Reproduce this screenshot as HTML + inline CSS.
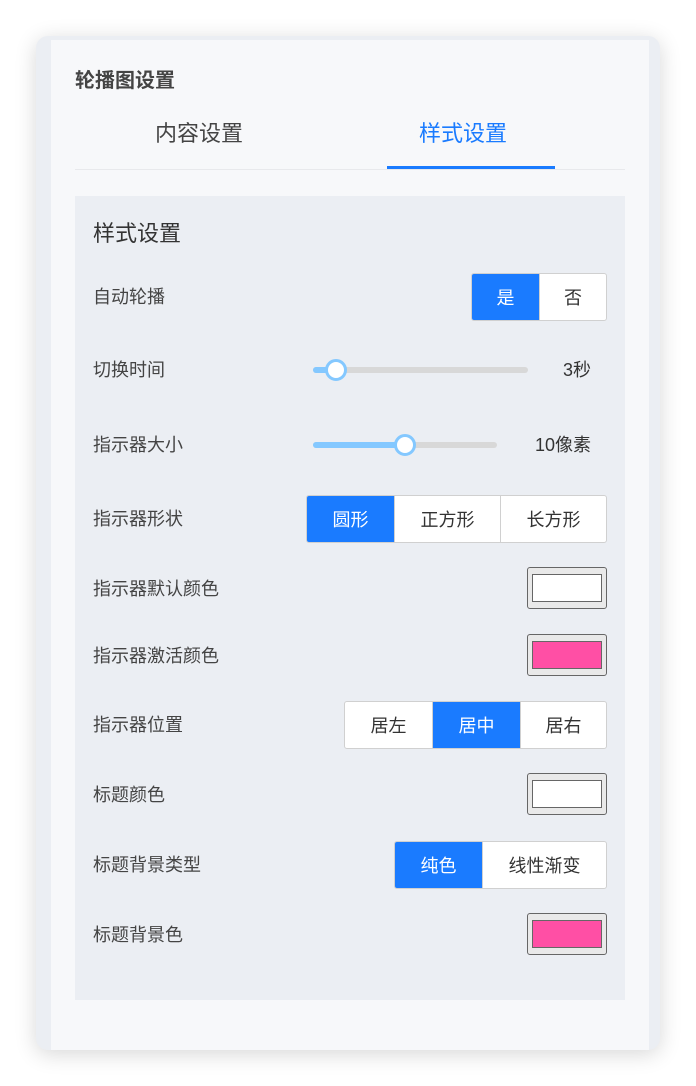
<!DOCTYPE html>
<html><head><meta charset="utf-8"><style>
*{box-sizing:border-box;margin:0;padding:0}
body{width:696px;height:1086px;background:#fff;font-family:"Liberation Sans","Noto Sans CJK SC",sans-serif;position:relative;overflow:hidden}
.a{position:absolute}
.card{left:36px;top:36px;width:624px;height:1014px;background:#ebeef3;border-radius:12px;box-shadow:0 4px 22px rgba(0,0,0,.16)}
.panel{left:51px;top:40px;width:598px;height:1010px;background:#f7f8fa}
.content{left:75px;top:196px;width:550px;height:804px;background:#ebeef3}
.lbl{left:93px;font-size:18px;color:#444;line-height:20px}
.grp{display:flex;border:1px solid #d0d0d0;border-radius:3px;overflow:hidden;background:#fff;height:48px}
.grp div{display:flex;align-items:center;justify-content:center;font-size:18px;color:#333;border-left:1px solid #d0d0d0}
.grp div:first-child{border-left:none}
.grp .on{background:#1a7bff;color:#fff}
.cp{left:527px;width:80px;height:42px;border:1px solid #666;border-radius:3px;background:#e9e9e9}
.cp i{position:absolute;left:4px;top:6px;width:70px;height:28px;border:1px solid #666;background:#fff}
.track{height:6px;border-radius:3px;background:#d8d8d8}
.fill{height:6px;border-radius:3px;background:#84c8ff;left:0;top:0}
.knob{width:22px;height:22px;border-radius:50%;background:#fff;border:3px solid #84c8ff;top:-8px}
.val{font-size:18px;color:#333;text-align:right;width:130px;left:461px;line-height:20px}
</style></head><body>
<div class="a card"></div>
<div class="a panel"></div>
<div class="a" style="left:75px;top:69px;font-size:20px;line-height:24px;font-weight:bold;color:#444">轮播图设置</div>
<div class="a" style="left:155px;top:121px;font-size:22px;line-height:26px;color:#444">内容设置</div>
<div class="a" style="left:419px;top:121px;font-size:22px;line-height:26px;color:#1a7bff">样式设置</div>
<div class="a" style="left:75px;top:169px;width:550px;height:1px;background:#e8e9ec"></div>
<div class="a" style="left:387px;top:166px;width:168px;height:3px;background:#1a7bff"></div>
<div class="a content"></div>
<div class="a" style="left:93px;top:221px;font-size:22px;line-height:26px;color:#333">样式设置</div>

<div class="a lbl" style="top:287px">自动轮播</div>
<div class="a grp" style="left:471px;top:273px;width:136px"><div class="on" style="width:67px">是</div><div style="flex:1">否</div></div>

<div class="a lbl" style="top:360px">切换时间</div>
<div class="a track" style="left:313px;top:367px;width:215px"><div class="a fill" style="width:25px"></div><div class="a knob" style="left:12px"></div></div>
<div class="a val" style="top:360px">3秒</div>

<div class="a lbl" style="top:435px">指示器大小</div>
<div class="a track" style="left:313px;top:442px;width:184px"><div class="a fill" style="width:92px"></div><div class="a knob" style="left:81px"></div></div>
<div class="a val" style="top:435px">10像素</div>

<div class="a lbl" style="top:509px">指示器形状</div>
<div class="a grp" style="left:306px;top:495px;width:301px"><div class="on" style="width:87px">圆形</div><div style="width:106px">正方形</div><div style="flex:1">长方形</div></div>

<div class="a lbl" style="top:579px">指示器默认颜色</div>
<div class="a cp" style="top:567px"><i></i></div>

<div class="a lbl" style="top:646px">指示器激活颜色</div>
<div class="a cp" style="top:634px"><i style="background:#ff4fa5"></i></div>

<div class="a lbl" style="top:715px">指示器位置</div>
<div class="a grp" style="left:344px;top:701px;width:263px"><div style="width:87px">居左</div><div class="on" style="width:88px">居中</div><div style="flex:1">居右</div></div>

<div class="a lbl" style="top:785px">标题颜色</div>
<div class="a cp" style="top:773px"><i></i></div>

<div class="a lbl" style="top:855px">标题背景类型</div>
<div class="a grp" style="left:394px;top:841px;width:213px"><div class="on" style="width:87px">纯色</div><div style="flex:1">线性渐变</div></div>

<div class="a lbl" style="top:925px">标题背景色</div>
<div class="a cp" style="top:913px"><i style="background:#ff4fa5"></i></div>
</body></html>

## Aim of the exercise
The data should be printed again unchanged; leave its pictures out.

## Expected answer
Reproduce this screenshot as HTML + inline CSS.
<!DOCTYPE html>
<html><head><meta charset="utf-8"><style>
*{box-sizing:border-box;margin:0;padding:0}
body{width:696px;height:1086px;background:#fff;font-family:"Liberation Sans","Noto Sans CJK SC",sans-serif;position:relative;overflow:hidden}
.a{position:absolute}
.card{left:36px;top:36px;width:624px;height:1014px;background:#ebeef3;border-radius:12px;box-shadow:0 4px 22px rgba(0,0,0,.16)}
.panel{left:51px;top:40px;width:598px;height:1010px;background:#f7f8fa}
.content{left:75px;top:196px;width:550px;height:804px;background:#ebeef3}
.lbl{left:93px;font-size:18px;color:#444;line-height:20px}
.grp{display:flex;border:1px solid #d0d0d0;border-radius:3px;overflow:hidden;background:#fff;height:48px}
.grp div{display:flex;align-items:center;justify-content:center;font-size:18px;color:#333;border-left:1px solid #d0d0d0}
.grp div:first-child{border-left:none}
.grp .on{background:#1a7bff;color:#fff}
.cp{left:527px;width:80px;height:42px;border:1px solid #666;border-radius:3px;background:#e9e9e9}
.cp i{position:absolute;left:4px;top:6px;width:70px;height:28px;border:1px solid #666;background:#fff}
.track{height:6px;border-radius:3px;background:#d8d8d8}
.fill{height:6px;border-radius:3px;background:#84c8ff;left:0;top:0}
.knob{width:22px;height:22px;border-radius:50%;background:#fff;border:3px solid #84c8ff;top:-8px}
.val{font-size:18px;color:#333;text-align:right;width:130px;left:461px;line-height:20px}
</style></head><body>
<div class="a card"></div>
<div class="a panel"></div>
<div class="a" style="left:75px;top:69px;font-size:20px;line-height:24px;font-weight:bold;color:#444">轮播图设置</div>
<div class="a" style="left:155px;top:121px;font-size:22px;line-height:26px;color:#444">内容设置</div>
<div class="a" style="left:419px;top:121px;font-size:22px;line-height:26px;color:#1a7bff">样式设置</div>
<div class="a" style="left:75px;top:169px;width:550px;height:1px;background:#e8e9ec"></div>
<div class="a" style="left:387px;top:166px;width:168px;height:3px;background:#1a7bff"></div>
<div class="a content"></div>
<div class="a" style="left:93px;top:221px;font-size:22px;line-height:26px;color:#333">样式设置</div>

<div class="a lbl" style="top:287px">自动轮播</div>
<div class="a grp" style="left:471px;top:273px;width:136px"><div class="on" style="width:67px">是</div><div style="flex:1">否</div></div>

<div class="a lbl" style="top:360px">切换时间</div>
<div class="a track" style="left:313px;top:367px;width:215px"><div class="a fill" style="width:25px"></div><div class="a knob" style="left:12px"></div></div>
<div class="a val" style="top:360px">3秒</div>

<div class="a lbl" style="top:435px">指示器大小</div>
<div class="a track" style="left:313px;top:442px;width:184px"><div class="a fill" style="width:92px"></div><div class="a knob" style="left:81px"></div></div>
<div class="a val" style="top:435px">10像素</div>

<div class="a lbl" style="top:509px">指示器形状</div>
<div class="a grp" style="left:306px;top:495px;width:301px"><div class="on" style="width:87px">圆形</div><div style="width:106px">正方形</div><div style="flex:1">长方形</div></div>

<div class="a lbl" style="top:579px">指示器默认颜色</div>
<div class="a cp" style="top:567px"><i></i></div>

<div class="a lbl" style="top:646px">指示器激活颜色</div>
<div class="a cp" style="top:634px"><i style="background:#ff4fa5"></i></div>

<div class="a lbl" style="top:715px">指示器位置</div>
<div class="a grp" style="left:344px;top:701px;width:263px"><div style="width:87px">居左</div><div class="on" style="width:88px">居中</div><div style="flex:1">居右</div></div>

<div class="a lbl" style="top:785px">标题颜色</div>
<div class="a cp" style="top:773px"><i></i></div>

<div class="a lbl" style="top:855px">标题背景类型</div>
<div class="a grp" style="left:394px;top:841px;width:213px"><div class="on" style="width:87px">纯色</div><div style="flex:1">线性渐变</div></div>

<div class="a lbl" style="top:925px">标题背景色</div>
<div class="a cp" style="top:913px"><i style="background:#ff4fa5"></i></div>
</body></html>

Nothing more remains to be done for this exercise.